Cerremos este acercamiento al Dios-búsqueda de los poetas, mostrando el aspecto positivo de esa fallida exploración. Echemos manos de los versos de la mexicana Guadalupe Amor; detengámonos en su poema titulado “No tengo nada de ti”:
“No tengo nada de ti, ni tu sombra, ni tu eco; sólo un invisible hueco de angustia dentro de mí. A veces siento que allí es donde está tu presencia, porque la extraña insistencia de no quererte mostrar es lo que me hace pensar que sólo existe tu ausencia”.
Como puede advertirse, la ausencia de Dios —afirma la poetisa mexicana— es lo esencial de su presencia. En ese “invisible hueco” está la respuesta a las preguntas o el resultado de la búsqueda. Y si Dios insiste en no mostrarse es para revelar mejor su ser o su significación más profunda. En esta misma óptica el poeta argentino Roberto Juarroz ha encaminado sus versos. Tomemos un ejemplo de su Poesía vertical, el poema que se inicia diciendo: “La ausencia de dios me fortifica”:
“La ausencia de dios me fortifica. Puedo invocar mejor su ausencia que si invocara su presencia. El silencio de dios me deja hablar. Sin su mudez yo no hubiera aprendido a decir nada. Así en cambio pongo cada palabra en un punto del silencio de dios, en un fragmento de su ausencia”.

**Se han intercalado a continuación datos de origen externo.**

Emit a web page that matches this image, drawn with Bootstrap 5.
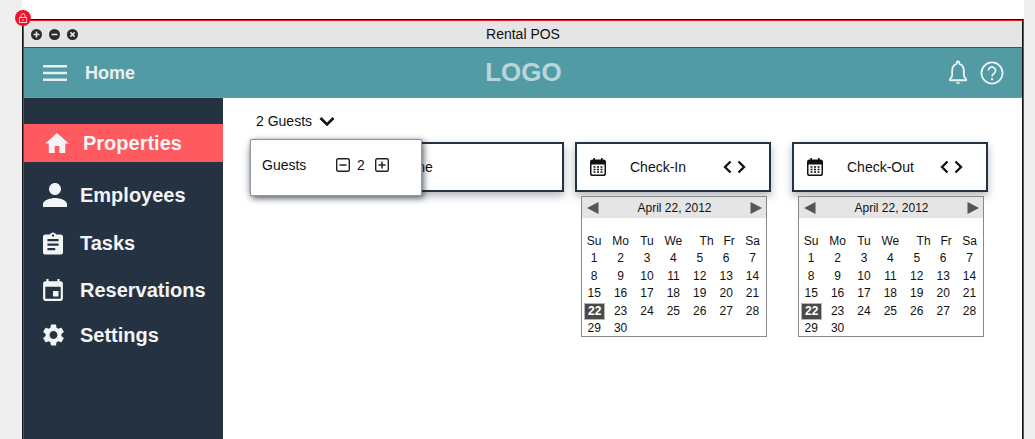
<!DOCTYPE html>
<html lang="en">
<head>
  <meta charset="UTF-8">
  <title>Rental POS</title>
  <link href="https://cdn.jsdelivr.net/npm/bootstrap@5.3.3/dist/css/bootstrap.min.css" rel="stylesheet">
  <style>
    html, body { height: 439px; overflow: hidden; }
    body { background: #eeeeee; font-family: "Liberation Sans", Arial, sans-serif; color: #111; }
    .canvas { margin-left: 22px; width: 1002px; height: 439px; background: #fff; padding-top: 19px; }
    .lock-badge { position: absolute; left: 15px; top: 10px; width: 16px; height: 16px; border-radius: 50%; background: #f2132b; z-index: 5; }
    .win-outer { height: 420px; border-top: 1px solid #111; border-left: 1px solid #111; border-right: 1px solid #f2132b; }
    .win-inner { height: 419px; border-top: 1px solid #f2132b; border-left: 1px solid #f2132b; border-right: 1px solid #111; }
    .title-bar { height: 27px; background: #e5e5e5; border-bottom: 1px solid #2d4f9e; padding: 0 7px; }
    .title-text { font-size: 14px; line-height: 16px; }
    .title-side { flex: 1 1 0; gap: 7px; }
    .top-bar { height: 50px; background: #529ba5; border-bottom: 1px solid #6f92d8; padding: 0 18px 0 19px; }
    .top-left, .top-right { flex: 1 1 0; }
    .top-right { gap: 13px; }
    .home-link { font-size: 18px; font-weight: 700; color: #e9efef; margin-left: 18px; padding-top: 2px; }
    .logo-text { font-size: 26px; font-weight: 700; color: #b9d6da; line-height: 30px; padding-bottom: 1px; }
    .side-nav { width: 199px; background: #253241; padding-top: 26px; }
    .nav-row { height: 38px; color: #f3f4f5; font-size: 20px; font-weight: 700; padding-left: 19px; }
    .nav-row.active-row { background: #ff5a5f; padding-left: 21px; }
    .nav-icon { width: 38px; flex: none; }
    .nav-icon-sm { width: 37px; flex: none; }
    .mt-employees { margin-top: 14px; }
    .mt-tasks { margin-top: 10px; }
    .mt-reserv { margin-top: 9px; }
    .mt-settings { margin-top: 7px; }
    .main-area { padding-left: 27px; }
    .guest-line { font-size: 14px; line-height: 20px; padding: 13px 0 11px 6px; gap: 7px; }
    .field-row { font-size: 14px; }
    .field-box { height: 50px; background: #fff; border: 2px solid #253241; box-shadow: 0 4px 8px rgba(37,50,65,.35); }
    .field-wide { width: 314px; margin-right: 11px; justify-content: center; padding-left: 4px; }
    .field-date { width: 196px; padding-left: 13px; }
    .field-gap { margin-right: 21px; }
    .field-label { width: 117px; padding-left: 24px; flex: none; }
    .chev-pair { gap: 5px; }
    .guest-pop { position: absolute; left: 27px; top: 41px; width: 172px; height: 57px; background: #fff; border: 1px solid #8f979f; border-radius: 2px; box-shadow: 0 0 1px #7d868f, 2px 2px 6px rgba(20,30,40,.65); padding: 0 0 5px 11px; font-size: 14px; z-index: 3; }
    .pop-label { width: 74px; }
    .pop-count { width: 25px; padding-left: 7px; }
    .cal-box { width: 186px; height: 141px; margin: 4px 0 0 6px; border: 1px solid #888; background: #fff; font-size: 12px; }
    .cal-head { height: 21px; background: #e5e5e5; padding: 0 4px 0 5px; }
    .cal-grid { display: grid; grid-template-columns: repeat(7, 26.4px); grid-auto-rows: 17.4px; padding-top: 15px; margin-left: -1px; text-align: center; line-height: 17px; }
    .th-shift { padding-left: 13px; }
    .fr-shift { padding-left: 6px; }
    .cal-today { background: #4a4a4a; color: #fff; font-weight: 700; border: 1px solid #b5b5b5; margin: 0 2px 0 3px; line-height: 15px; }
    svg { display: block; }
  </style>
</head>
<body>

<div class="lock-badge d-flex align-items-center justify-content-center">
  <svg width="8" height="10" viewBox="0 0 8 10"><path d="M2 4.5V2.7a2 2 0 0 1 4 0v1.8" fill="none" stroke="#ffc4ca" stroke-width="1"/><rect x=".5" y="4.5" width="7" height="5" fill="none" stroke="#ffc4ca" stroke-width="1"/><rect x="3.4" y="6.2" width="1.2" height="1.6" fill="#ffc4ca"/></svg>
</div>

<div class="canvas">
  <div class="win-outer">
    <div class="win-inner d-flex flex-column">

      <div class="title-bar d-flex align-items-center">
        <div class="title-side d-flex">
          <svg width="11" height="11" viewBox="0 0 11 11"><circle cx="5.5" cy="5.5" r="5.5" fill="#2b2b2b"/><path d="M5.5 2.5v6M2.5 5.5h6" stroke="#e5e5e5" stroke-width="1.6"/></svg>
          <svg width="11" height="11" viewBox="0 0 11 11"><circle cx="5.5" cy="5.5" r="5.5" fill="#2b2b2b"/><path d="M2.5 5.5h6" stroke="#e5e5e5" stroke-width="1.6"/></svg>
          <svg width="11" height="11" viewBox="0 0 11 11"><circle cx="5.5" cy="5.5" r="5.5" fill="#2b2b2b"/><path d="M3.4 3.4l4.2 4.2M7.6 3.4l-4.2 4.2" stroke="#e5e5e5" stroke-width="1.6"/></svg>
        </div>
        <div class="title-text">Rental POS</div>
        <div class="title-side"></div>
      </div>

      <div class="top-bar d-flex align-items-center">
        <div class="top-left d-flex align-items-center">
          <svg width="24" height="18" viewBox="0 0 24 18"><path d="M0 2.2h24M0 9h24M0 15.8h24" stroke="#e9efef" stroke-width="2.4"/></svg>
          <span class="home-link">Home</span>
        </div>
        <div class="logo-text">LOGO</div>
        <div class="top-right d-flex align-items-center justify-content-end">
          <svg width="18" height="25" viewBox="0 0 20 26" preserveAspectRatio="none"><path d="M10 1.5a1.5 1.5 0 0 1 1.5 1.5v1C15 5 16.5 8 16.5 11.5V16c0 1.500 1.500 2.500 2.500 4v1H1v-1c1-1.500 2.500-2.500 2.500-4v-4.500C3.500 8 5 5 8.500 4V3A1.500 1.500 0 0 1 10 1.500z" fill="none" stroke="#eef3f3" stroke-width="2" stroke-linejoin="round"/><path d="M7.500 23.200a2.600 2.600 0 0 0 5 0z" fill="#eef3f3"/></svg>
          <svg width="24" height="24" viewBox="0 0 25 25"><circle cx="12.500" cy="12.500" r="11" fill="none" stroke="#eef3f3" stroke-width="1.800"/><path d="M8.800 10a3.700 3.700 0 1 1 5.800 3c-1.300.9-2.100 1.500-2.100 3.200" fill="none" stroke="#eef3f3" stroke-width="1.800"/><circle cx="12.500" cy="19" r="1.200" fill="#eef3f3"/></svg>
        </div>
      </div>

      <div class="d-flex flex-grow-1">
        <div class="side-nav">
          <div class="nav-row active-row d-flex align-items-center">
            <div class="nav-icon"><svg width="24" height="20" viewBox="2 3 20 17"><path fill="#f3f4f5" d="M10 20v-6h4v6h5v-8h3L12 3 2 12h3v8z"/></svg></div>
            <span>Properties</span>
          </div>
          <div class="nav-row mt-employees d-flex align-items-center">
            <div class="nav-icon-sm"><svg width="24" height="24" viewBox="4 4 16 16"><path fill="#f3f4f5" d="M12 12c2.210 0 4-1.790 4-4s-1.790-4-4-4-4 1.790-4 4 1.790 4 4 4zm0 2c-2.670 0-8 1.340-8 4v2h16v-2c0-2.660-5.330-4-8-4z"/></svg></div>
            <span>Employees</span>
          </div>
          <div class="nav-row mt-tasks d-flex align-items-center">
            <div class="nav-icon-sm"><svg width="20" height="23" viewBox="3 1 18 20"><path fill="#f3f4f5" d="M19 3h-4.180C14.400 1.840 13.300 1 12 1c-1.300 0-2.400.84-2.820 2H5c-1.100 0-2 .9-2 2v14c0 1.100.9 2 2 2h14c1.100 0 2-.9 2-2V5c0-1.100-.9-2-2-2zm-7 0c.55 0 1 .45 1 1s-.45 1-1 1-1-.45-1-1 .45-1 1-1zm2 14H7v-2h7v2zm3-4H7v-2h10v2zm0-4H7V7h10v2z"/></svg></div>
            <span>Tasks</span>
          </div>
          <div class="nav-row mt-reserv d-flex align-items-center">
            <div class="nav-icon-sm"><svg width="20" height="22" viewBox="3 1 18 20"><path fill="#f3f4f5" d="M17 12h-5v5h5v-5zM16 1v2H8V1H6v2H5c-1.110 0-1.990.9-1.990 2L3 19c0 1.100.89 2 2 2h14c1.100 0 2-.9 2-2V5c0-1.100-.9-2-2-2h-1V1h-2zm3 18H5V8h14v11z"/></svg></div>
            <span>Reservations</span>
          </div>
          <div class="nav-row mt-settings d-flex align-items-center">
            <div class="nav-icon-sm"><svg width="21" height="22" viewBox="2.500 2 19 20"><path fill="#f3f4f5" d="M19.140 12.940c.04-.3.06-.61.06-.94 0-.32-.02-.64-.07-.94l2.030-1.580c.18-.14.23-.41.12-.61l-1.920-3.320c-.12-.22-.37-.29-.59-.22l-2.390.96c-.5-.38-1.030-.7-1.620-.94l-.36-2.540c-.04-.24-.24-.41-.48-.41h-3.840c-.24 0-.43.17-.47.41l-.36 2.540c-.59.24-1.130.57-1.620.94l-2.390-.96c-.22-.08-.47 0-.59.22L2.740 8.870c-.12.21-.08.47.12.61l2.030 1.580c-.05.3-.09.63-.09.94s.02.64.07.94l-2.030 1.580c-.18.14-.23.41-.12.61l1.920 3.320c.12.22.37.29.59.22l2.390-.96c.5.38 1.030.7 1.620.94l.36 2.540c.05.24.24.41.48.41h3.840c.24 0 .44-.17.47-.41l.36-2.540c.59-.24 1.130-.56 1.620-.94l2.390.96c.22.08.47 0 .59-.22l1.920-3.320c.12-.22.07-.47-.12-.61l-2.010-1.580zM12 15.600c-1.980 0-3.600-1.620-3.600-3.600s1.620-3.600 3.600-3.600 3.600 1.620 3.600 3.600-1.620 3.600-3.600 3.600z"/></svg></div>
            <span>Settings</span>
          </div>
        </div>

        <div class="main-area flex-grow-1 position-relative">
          <div class="guest-line d-flex align-items-center">
            <span>2 Guests</span>
            <svg width="16" height="11" viewBox="0 0 16 11"><path d="M1.500 2l6.500 6.500L14.500 2" fill="none" stroke="#111" stroke-width="2.600"/></svg>
          </div>

          <div class="guest-pop d-flex align-items-center">
            <span class="pop-label">Guests</span>
            <svg width="14" height="14" viewBox="0 0 14 14"><rect x=".7" y=".7" width="12.600" height="12.600" rx="1.500" fill="none" stroke="#222" stroke-width="1.400"/><path d="M3.500 7h7" stroke="#222" stroke-width="1.500"/></svg>
            <span class="pop-count">2</span>
            <svg width="14" height="14" viewBox="0 0 14 14"><rect x=".7" y=".7" width="12.600" height="12.600" rx="1.500" fill="none" stroke="#222" stroke-width="1.400"/><path d="M3.500 7h7M7 3.500v7" stroke="#222" stroke-width="1.500"/></svg>
          </div>

          <div class="field-row d-flex align-items-start">
            <div class="field-box field-wide d-flex align-items-center">Anyone</div>
            <div class="field-gap" id="check-in"></div>
            <div id="check-out"></div>
          </div>
        </div>
      </div>

    </div>
  </div>
</div>

<script>
  // both date columns are the same widget, so build them from one template
  const days = ['Su', 'Mo', 'Tu', 'We', 'Th', 'Fr', 'Sa'];
  const dayClass = { Th: 'th-shift', Fr: 'fr-shift' };

  function calendarCells() {
    let html = days.map(d => `<div class="${dayClass[d] || ''}">${d}</div>`).join('');
    for (let n = 1; n <= 30; n++) {
      html += n === 22 ? `<div class="cal-today">${n}</div>` : `<div>${n}</div>`;
    }
    return html;
  }

  function dateColumn(label) {
    return `
      <div class="field-box field-date d-flex align-items-center">
        <svg width="16" height="18" viewBox="0 0 16 18"><rect x=".75" y="2.200" width="14.500" height="15" rx="1.800" fill="none" stroke="#111" stroke-width="1.500"/><rect x="1" y="2.500" width="14" height="4" fill="#111"/><path d="M4.200 0v3.500M11.800 0v3.500" stroke="#111" stroke-width="1.600"/><path d="M3.500 9h2M7 9h2M10.500 9h2M3.500 11.500h2M7 11.500h2M10.500 11.500h2M3.500 14h2M7 14h2M10.500 14h2" stroke="#111" stroke-width="1.500"/></svg>
        <div class="field-label">${label}</div>
        <div class="chev-pair d-flex">
          <svg width="9" height="14" viewBox="0 0 9 14"><path d="M7.500 1.500L2 7l5.500 5.500" fill="none" stroke="#111" stroke-width="2.300"/></svg>
          <svg width="9" height="14" viewBox="0 0 9 14"><path d="M1.500 1.500L7 7l-5.500 5.500" fill="none" stroke="#111" stroke-width="2.300"/></svg>
        </div>
      </div>
      <div class="cal-box">
        <div class="cal-head d-flex align-items-center justify-content-between">
          <svg width="12" height="12" viewBox="0 0 12 12"><path d="M11.500 0v12L0 6z" fill="#555"/></svg>
          <span>April 22, 2012</span>
          <svg width="12" height="12" viewBox="0 0 12 12"><path d="M.5 0v12L12 6z" fill="#555"/></svg>
        </div>
        <div class="cal-grid">${calendarCells()}</div>
      </div>`;
  }

  document.getElementById('check-in').innerHTML = dateColumn('Check-In');
  document.getElementById('check-out').innerHTML = dateColumn('Check-Out');
</script>

</body>
</html>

Es evidente que el poeta argentino no se lamenta de la ausencia de Dios. Por el contrario, la convierte en un aliciente para seguir su búsqueda; ese vacío o ese silencio lo fortifican. La ausencia de Dios es lo que le ha permitido al poeta decir sus palabras, entonarlas. Es la ausencia lo que ha posibilitado el aprendizaje de la oración, de la plegaria, del mismo verso. La mudez de Dios es el acicate para que emerja la fragmentaria palabra de los hombres.